What the task asks: Skip the pictures and repeat each line of the data exactly.

Data section:

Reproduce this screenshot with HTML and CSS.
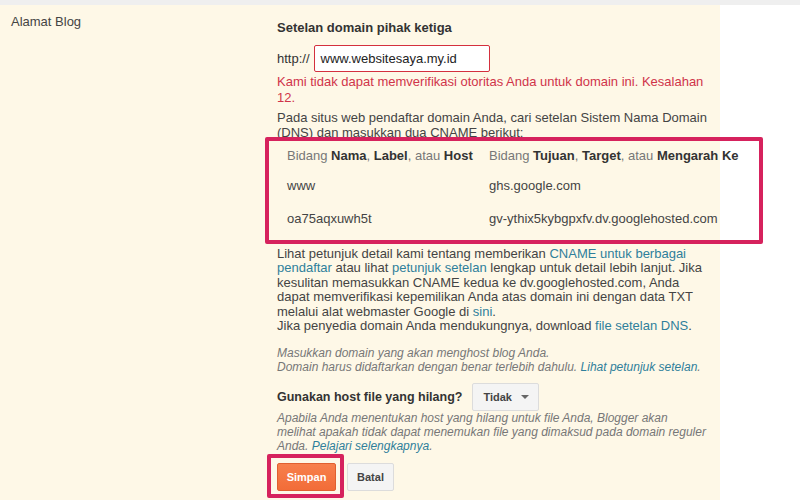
FILE: index.html
```html
<!DOCTYPE html>
<html lang="id">
<head>
<meta charset="utf-8">
<title>Alamat Blog</title>
<link rel="stylesheet" href="styles.css">
</head>
<body>
<div class="topbar"></div>
<div class="page">
  <div class="panel">
    <div class="label">Alamat Blog</div>
    <div class="content">
      <div class="heading">Setelan domain pihak ketiga</div>
      <div class="url-row">
        <span class="proto">http://</span>
        <div class="input">www.websitesaya.my.id</div>
      </div>
      <p class="error">Kami tidak dapat memverifikasi otoritas Anda untuk domain ini. Kesalahan<br>12.</p>
      <p class="intro">Pada situs web pendaftar domain Anda, cari setelan Sistem Nama Domain<br>(DNS) dan masukkan dua CNAME berikut:</p>
      <div class="cname-wrap">
        <div class="cname">
          <div class="cell head r1">Bidang <b>Nama</b>, <b>Label</b>, atau <b>Host</b></div>
          <div class="cell head r1">Bidang <b>Tujuan</b>, <b>Target</b>, atau <b>Mengarah Ke</b></div>
          <div class="cell r2">www</div>
          <div class="cell r2">ghs.google.com</div>
          <div class="cell r3">oa75aqxuwh5t</div>
          <div class="cell r3">gv-ythix5kybgpxfv.dv.googlehosted.com</div>
        </div>
        <div class="mark mark-table"></div>
      </div>
      <p class="help">Lihat petunjuk detail kami tentang memberikan <a href="#">CNAME untuk berbagai<br>pendaftar</a> atau lihat <a href="#">petunjuk setelan</a> lengkap untuk detail lebih lanjut. Jika<br>kesulitan memasukkan CNAME kedua ke dv.googlehosted.com, Anda<br>dapat memverifikasi kepemilikan Anda atas domain ini dengan data TXT<br>melalui alat webmaster Google di <a href="#">sini</a>.<br>Jika penyedia domain Anda mendukungnya, download <a href="#">file setelan DNS</a>.</p>
      <p class="hint first">Masukkan domain yang akan menghost blog Anda.<br>Domain harus didaftarkan dengan benar terlebih dahulu. <a href="#">Lihat petunjuk setelan</a>.</p>
      <div class="missing-row">
        <span class="missing-label">Gunakan host file yang hilang?</span>
        <div class="select">Tidak <span class="caret"></span></div>
      </div>
      <p class="hint">Apabila Anda menentukan host yang hilang untuk file Anda, Blogger akan<br>melihat apakah tidak dapat menemukan file yang dimaksud pada domain reguler<br>Anda. <a href="#">Pelajari selengkapnya</a>.</p>
      <div class="actions">
        <div class="save-wrap">
          <button class="btn btn-save">Simpan</button>
          <div class="mark mark-save"></div>
        </div>
        <button class="btn btn-cancel">Batal</button>
      </div>
    </div>
  </div>
</div>
</body>
</html>
```

FILE: styles.css
```css
html, body {
  margin: 0;
  padding: 0;
  background: #ffffff;
}
body {
  font-family: "Liberation Sans", Arial, sans-serif;
  font-size: 13px;
  color: #444;
  width: 800px;
  height: 500px;
  overflow: hidden;
}
.topbar {
  height: 5px;
  background: #efefef;
}
.page {
  display: flex;
}
.panel {
  width: 720px;
  height: 495px;
  background: #fef8e7;
  display: flex;
}
.label {
  width: 277px;
  flex: none;
  padding: 9px 0 0 11px;
  box-sizing: border-box;
  line-height: 15px;
  color: #444;
}
.content {
  flex: 1;
  padding-top: 15px;
  min-width: 0;
}
.heading {
  font-weight: bold;
  color: #333;
  line-height: 15px;
  margin-bottom: 10px;
}
.url-row {
  display: flex;
  align-items: center;
  gap: 4px;
}
.proto {
  color: #333;
}
.input {
  width: 176px;
  height: 27px;
  box-sizing: border-box;
  border: 1px solid #d4303e;
  border-radius: 2px;
  background: #fff;
  padding: 0 6px;
  line-height: 25px;
  font-size: 13px;
  color: #222;
}
p {
  margin: 0;
}
.error {
  color: #d0344a;
  line-height: 16px;
  margin-top: 2px;
}
.intro {
  margin-top: 4px;
  line-height: 15px;
}
.cname-wrap {
  position: relative;
  margin-top: -3px;
  padding: 4px 0 8px;
  white-space: nowrap;
}
.cname {
  display: grid;
  grid-template-columns: 202px auto;
}
.cell {
  padding: 0 10px;
  color: #444;
}
.r1 { height: 29px; line-height: 29px; }
.r2 { height: 31px; line-height: 31px; }
.r3 { height: 35px; line-height: 35px; }
.cell.head {
  color: #777;
}
.cell.head b {
  color: #333;
}
.mark {
  position: absolute;
  border: 4px solid #d6225d;
  border-radius: 2px;
  box-sizing: border-box;
}
.mark-table {
  left: -12px;
  top: 0;
  width: 498px;
  height: 107px;
}
.help {
  margin-top: 3px;
  line-height: 14.4px;
  white-space: nowrap;
}
a {
  color: #2f7f9b;
  text-decoration: none;
}
.hint {
  font-style: italic;
  color: #777;
  font-size: 12px;
  line-height: 14px;
  white-space: nowrap;
}
.hint.first {
  margin-top: 13px;
}
.missing-row {
  display: flex;
  align-items: center;
  gap: 10px;
  margin-top: 9px;
  margin-bottom: 0;
}
.missing-label {
  font-weight: bold;
  font-size: 12.5px;
  color: #333;
}
.select {
  display: flex;
  align-items: center;
  gap: 9px;
  height: 28px;
  box-sizing: border-box;
  padding: 0 9px 0 10px;
  background: #f4f4f4;
  border: 1px solid #dcdcdc;
  border-radius: 2px;
  font-size: 11px;
  font-weight: bold;
  color: #444;
}
.caret {
  width: 0;
  height: 0;
  border-left: 4px solid transparent;
  border-right: 4px solid transparent;
  border-top: 4px solid #666;
}
.actions {
  display: flex;
  gap: 11px;
  margin-top: 10px;
}
.save-wrap {
  position: relative;
}
.btn {
  display: block;
  height: 28px;
  box-sizing: border-box;
  border-radius: 2px;
  font-family: "Liberation Sans", Arial, sans-serif;
  font-size: 11px;
  font-weight: bold;
  padding: 0;
  margin: 0;
  cursor: pointer;
}
.btn-save {
  width: 59px;
  background: linear-gradient(#f7804c, #f26c38);
  border: 1px solid #e0602f;
  color: #fff;
}
.btn-cancel {
  width: 47px;
  background: #f4f4f4;
  border: 1px solid #dcdcdc;
  color: #444;
}
.mark-save {
  left: -10px;
  top: -9px;
  width: 77px;
  height: 44px;
}
```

Written answer:
Reproduce this screenshot with HTML and CSS.
FILE: index.html
```html
<!DOCTYPE html>
<html lang="id">
<head>
<meta charset="utf-8">
<title>Alamat Blog</title>
<link rel="stylesheet" href="styles.css">
</head>
<body>
<div class="topbar"></div>
<div class="page">
  <div class="panel">
    <div class="label">Alamat Blog</div>
    <div class="content">
      <div class="heading">Setelan domain pihak ketiga</div>
      <div class="url-row">
        <span class="proto">http://</span>
        <div class="input">www.websitesaya.my.id</div>
      </div>
      <p class="error">Kami tidak dapat memverifikasi otoritas Anda untuk domain ini. Kesalahan<br>12.</p>
      <p class="intro">Pada situs web pendaftar domain Anda, cari setelan Sistem Nama Domain<br>(DNS) dan masukkan dua CNAME berikut:</p>
      <div class="cname-wrap">
        <div class="cname">
          <div class="cell head r1">Bidang <b>Nama</b>, <b>Label</b>, atau <b>Host</b></div>
          <div class="cell head r1">Bidang <b>Tujuan</b>, <b>Target</b>, atau <b>Mengarah Ke</b></div>
          <div class="cell r2">www</div>
          <div class="cell r2">ghs.google.com</div>
          <div class="cell r3">oa75aqxuwh5t</div>
          <div class="cell r3">gv-ythix5kybgpxfv.dv.googlehosted.com</div>
        </div>
        <div class="mark mark-table"></div>
      </div>
      <p class="help">Lihat petunjuk detail kami tentang memberikan <a href="#">CNAME untuk berbagai<br>pendaftar</a> atau lihat <a href="#">petunjuk setelan</a> lengkap untuk detail lebih lanjut. Jika<br>kesulitan memasukkan CNAME kedua ke dv.googlehosted.com, Anda<br>dapat memverifikasi kepemilikan Anda atas domain ini dengan data TXT<br>melalui alat webmaster Google di <a href="#">sini</a>.<br>Jika penyedia domain Anda mendukungnya, download <a href="#">file setelan DNS</a>.</p>
      <p class="hint first">Masukkan domain yang akan menghost blog Anda.<br>Domain harus didaftarkan dengan benar terlebih dahulu. <a href="#">Lihat petunjuk setelan</a>.</p>
      <div class="missing-row">
        <span class="missing-label">Gunakan host file yang hilang?</span>
        <div class="select">Tidak <span class="caret"></span></div>
      </div>
      <p class="hint">Apabila Anda menentukan host yang hilang untuk file Anda, Blogger akan<br>melihat apakah tidak dapat menemukan file yang dimaksud pada domain reguler<br>Anda. <a href="#">Pelajari selengkapnya</a>.</p>
      <div class="actions">
        <div class="save-wrap">
          <button class="btn btn-save">Simpan</button>
          <div class="mark mark-save"></div>
        </div>
        <button class="btn btn-cancel">Batal</button>
      </div>
    </div>
  </div>
</div>
</body>
</html>
```

FILE: styles.css
```css
html, body {
  margin: 0;
  padding: 0;
  background: #ffffff;
}
body {
  font-family: "Liberation Sans", Arial, sans-serif;
  font-size: 13px;
  color: #444;
  width: 800px;
  height: 500px;
  overflow: hidden;
}
.topbar {
  height: 5px;
  background: #efefef;
}
.page {
  display: flex;
}
.panel {
  width: 720px;
  height: 495px;
  background: #fef8e7;
  display: flex;
}
.label {
  width: 277px;
  flex: none;
  padding: 9px 0 0 11px;
  box-sizing: border-box;
  line-height: 15px;
  color: #444;
}
.content {
  flex: 1;
  padding-top: 15px;
  min-width: 0;
}
.heading {
  font-weight: bold;
  color: #333;
  line-height: 15px;
  margin-bottom: 10px;
}
.url-row {
  display: flex;
  align-items: center;
  gap: 4px;
}
.proto {
  color: #333;
}
.input {
  width: 176px;
  height: 27px;
  box-sizing: border-box;
  border: 1px solid #d4303e;
  border-radius: 2px;
  background: #fff;
  padding: 0 6px;
  line-height: 25px;
  font-size: 13px;
  color: #222;
}
p {
  margin: 0;
}
.error {
  color: #d0344a;
  line-height: 16px;
  margin-top: 2px;
}
.intro {
  margin-top: 4px;
  line-height: 15px;
}
.cname-wrap {
  position: relative;
  margin-top: -3px;
  padding: 4px 0 8px;
  white-space: nowrap;
}
.cname {
  display: grid;
  grid-template-columns: 202px auto;
}
.cell {
  padding: 0 10px;
  color: #444;
}
.r1 { height: 29px; line-height: 29px; }
.r2 { height: 31px; line-height: 31px; }
.r3 { height: 35px; line-height: 35px; }
.cell.head {
  color: #777;
}
.cell.head b {
  color: #333;
}
.mark {
  position: absolute;
  border: 4px solid #d6225d;
  border-radius: 2px;
  box-sizing: border-box;
}
.mark-table {
  left: -12px;
  top: 0;
  width: 498px;
  height: 107px;
}
.help {
  margin-top: 3px;
  line-height: 14.4px;
  white-space: nowrap;
}
a {
  color: #2f7f9b;
  text-decoration: none;
}
.hint {
  font-style: italic;
  color: #777;
  font-size: 12px;
  line-height: 14px;
  white-space: nowrap;
}
.hint.first {
  margin-top: 13px;
}
.missing-row {
  display: flex;
  align-items: center;
  gap: 10px;
  margin-top: 9px;
  margin-bottom: 0;
}
.missing-label {
  font-weight: bold;
  font-size: 12.5px;
  color: #333;
}
.select {
  display: flex;
  align-items: center;
  gap: 9px;
  height: 28px;
  box-sizing: border-box;
  padding: 0 9px 0 10px;
  background: #f4f4f4;
  border: 1px solid #dcdcdc;
  border-radius: 2px;
  font-size: 11px;
  font-weight: bold;
  color: #444;
}
.caret {
  width: 0;
  height: 0;
  border-left: 4px solid transparent;
  border-right: 4px solid transparent;
  border-top: 4px solid #666;
}
.actions {
  display: flex;
  gap: 11px;
  margin-top: 10px;
}
.save-wrap {
  position: relative;
}
.btn {
  display: block;
  height: 28px;
  box-sizing: border-box;
  border-radius: 2px;
  font-family: "Liberation Sans", Arial, sans-serif;
  font-size: 11px;
  font-weight: bold;
  padding: 0;
  margin: 0;
  cursor: pointer;
}
.btn-save {
  width: 59px;
  background: linear-gradient(#f7804c, #f26c38);
  border: 1px solid #e0602f;
  color: #fff;
}
.btn-cancel {
  width: 47px;
  background: #f4f4f4;
  border: 1px solid #dcdcdc;
  color: #444;
}
.mark-save {
  left: -10px;
  top: -9px;
  width: 77px;
  height: 44px;
}
```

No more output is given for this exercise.